Speaking about the importance of this day, Dr. Ahmad Foad Basha, member of the Academy said that the main problem is not in the language but in its speakers; according to Basha, this decent language has been the language of Quran and the base of the Arabic civilization, which flourished with science and art then witnessed a significant deterioration.

He added that the Arabic language is an incubator for innovations and that Arabs can recall their civilization through this language and not another. Basha sees that the retrogression of the language was caused by the plurality of education systems among private, governmental, and international schools where they speak foreign languages; in this concern, the academy member blamed foreign educational institutions in Egypt for neglecting Arabic despite that the Arabic language tops the local universities’ requirements.

He also considered that the media’s neglect for the mother language and officials’ speeches addressed in foreign languages were also one of the main reasons behind this deterioration.

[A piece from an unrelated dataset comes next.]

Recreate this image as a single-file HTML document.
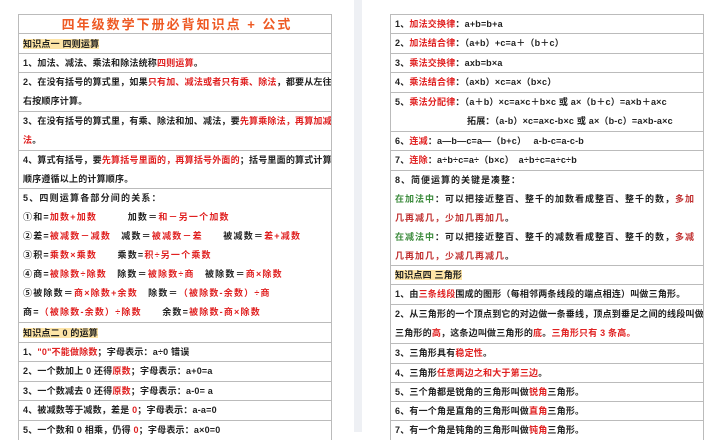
<!DOCTYPE html><html><head><meta charset="utf-8"><style>
*{margin:0;padding:0;box-sizing:border-box}
body{width:718px;height:432px;overflow:hidden;background:#fff;font-family:"Liberation Sans","Noto Sans CJK SC",sans-serif;font-size:9px;font-weight:bold;color:#222;position:relative}
.gap{position:absolute;left:354px;top:0;width:8px;height:432px;background:#eef0f4}
.t{position:absolute;top:14px;border-left:1px solid #bbb;border-right:1px solid #bbb}
.r{border-top:1px solid #bbb;padding-left:4px;line-height:19px;overflow:hidden;white-space:nowrap;letter-spacing:0.2px}
.red{color:#e02020}.grn{color:#3a8a3a}.dred{color:#c03030}
.h span{background:#fde4a6}
.title{text-align:center;color:#ee5a24;font-size:13px;letter-spacing:2px;line-height:19px}
</style></head><body>
<div class="gap"></div>
<div class="t" style="left:18px;width:314px">
<div class="r title" style="height:19px">四年级数学下册必背知识点 + 公式</div>
<div class="r h" style="height:20px;line-height:20px"><span>知识点一 四则运算</span></div>
<div class="r" style="height:19px">1、加法、减法、乘法和除法统称<span class="red">四则运算</span>。</div>
<div class="r" style="height:39px">2、在没有括号的算式里，如果<span class="red">只有加、减法或者只有乘、除法</span>，都要从左往<br>右按顺序计算。</div>
<div class="r" style="height:39px">3、在没有括号的算式里，有乘、除法和加、减法，要<span class="red">先算乘除法，再算加减</span><br><span class="red">法</span>。</div>
<div class="r" style="height:38px">4、算式有括号，要<span class="red">先算括号里面的，再算括号外面的</span>；括号里面的算式计算<br>顺序遵循以上的计算顺序。</div>
<div class="r" style="height:134px;letter-spacing:1.2px">5、四则运算各部分间的关系：<br>①和=<span class="red">加数+加数</span>　　　加数＝<span class="red">和－另一个加数</span><br>②差=<span class="red">被减数－减数</span>　减数＝<span class="red">被减数－差</span>　　被减数＝<span class="red">差+减数</span><br>③积=<span class="red">乘数×乘数</span>　　乘数=<span class="red">积÷另一个乘数</span><br>④商=<span class="red">被除数÷除数</span>　除数＝<span class="red">被除数÷商</span>　被除数＝<span class="red">商×除数</span><br>⑤被除数＝<span class="red">商×除数+余数</span>　除数＝<span class="red">（被除数-余数）÷商</span><br>商=<span class="red">（被除数-余数）÷除数</span>　　余数=<span class="red">被除数-商×除数</span></div>
<div class="r h" style="height:20px;line-height:20px"><span>知识点二 0 的运算</span></div>
<div class="r" style="height:19px">1、<span class="red">"0"不能做除数</span>；字母表示：a÷0 错误</div>
<div class="r" style="height:20px">2、一个数加上 0 还得<span class="red">原数</span>；字母表示：a+0=a</div>
<div class="r" style="height:19px">3、一个数减去 0 还得<span class="red">原数</span>；字母表示：a-0= a</div>
<div class="r" style="height:20px">4、被减数等于减数，差是 <span class="red">0</span>；字母表示：a-a=0</div>
<div class="r" style="height:20px">5、一个数和 0 相乘，仍得 <span class="red">0</span>；字母表示：a×0=0</div>
</div>
<div class="t" style="left:390px;width:314px">
<div class="r" style="height:19px">1、<span class="red">加法交换律</span>：a+b=b+a</div>
<div class="r" style="height:20px">2、<span class="red">加法结合律</span>：（a+b）+c=a＋（b＋c）</div>
<div class="r" style="height:19px">3、<span class="red">乘法交换律</span>：axb=b×a</div>
<div class="r" style="height:20px">4、<span class="red">乘法结合律</span>：（a×b）×c=a×（b×c）</div>
<div class="r" style="height:39px">5、<span class="red">乘法分配律</span>：（a＋b）×c=a×c＋b×c 或 a×（b＋c）=a×b＋a×c<br><span style="padding-left:72px">拓展：（a-b）×c=a×c-b×c 或 a×（b-c）=a×b-a×c</span></div>
<div class="r" style="height:19px">6、<span class="red">连减</span>：a—b—c=a—（b+c）　 a-b-c=a-c-b</div>
<div class="r" style="height:20px">7、<span class="red">连除</span>：a÷b÷c=a÷（b×c）　a÷b÷c=a÷c÷b</div>
<div class="r" style="height:95px;letter-spacing:1px">8、简便运算的关键是凑整：<br><span class="grn">在加法中</span>：可以把接近整百、整千的加数看成整百、整千的数，<span class="dred">多加</span><br><span class="dred">几再减几，少加几再加几</span>。<br><span class="grn">在减法中</span>：可以把接近整百、整千的减数看成整百、整千的数，<span class="dred">多减</span><br><span class="dred">几再加几，少减几再减几</span>。</div>
<div class="r h" style="height:19px"><span>知识点四 三角形</span></div>
<div class="r" style="height:20px">1、由<span class="red">三条线段</span>围成的图形（每相邻两条线段的端点相连）叫做三角形。</div>
<div class="r" style="height:39px">2、从三角形的一个顶点到它的对边做一条垂线，顶点到垂足之间的线段叫做<br>三角形的<span class="red">高</span>，这条边叫做三角形的<span class="red">底</span>。<span class="red">三角形只有 3 条高。</span></div>
<div class="r" style="height:20px">3、三角形具有<span class="red">稳定性</span>。</div>
<div class="r" style="height:19px">4、三角形<span class="red">任意两边之和大于第三边</span>。</div>
<div class="r" style="height:19px">5、三个角都是锐角的三角形叫做<span class="red">锐角</span>三角形。</div>
<div class="r" style="height:19px">6、有一个角是直角的三角形叫做<span class="red">直角</span>三角形。</div>
<div class="r" style="height:20px">7、有一个角是钝角的三角形叫做<span class="red">钝角</span>三角形。</div>
</div>
</body></html>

As per solutions, Basha said that a sovereign decision from the government is needed to urge people to stick to the Arabic language in universities, schools, and institutes even in scientific materials and majors, because teaching sciences in foreign languages has unfortunately negatively impacted the language.

Dr. Mohammad Shafiddine, also member of the academy said that the cultural colonialism and the adoption of western approaches led the new generations to denounce their mother tongue and to neglect its sciences.

It is worth noting that the Academy of the Arabic Language in Cairo holds an annual 15 days-meeting to discuss research papers featuring all language-related issues and to adopt those which will be taught and distributed all over the year.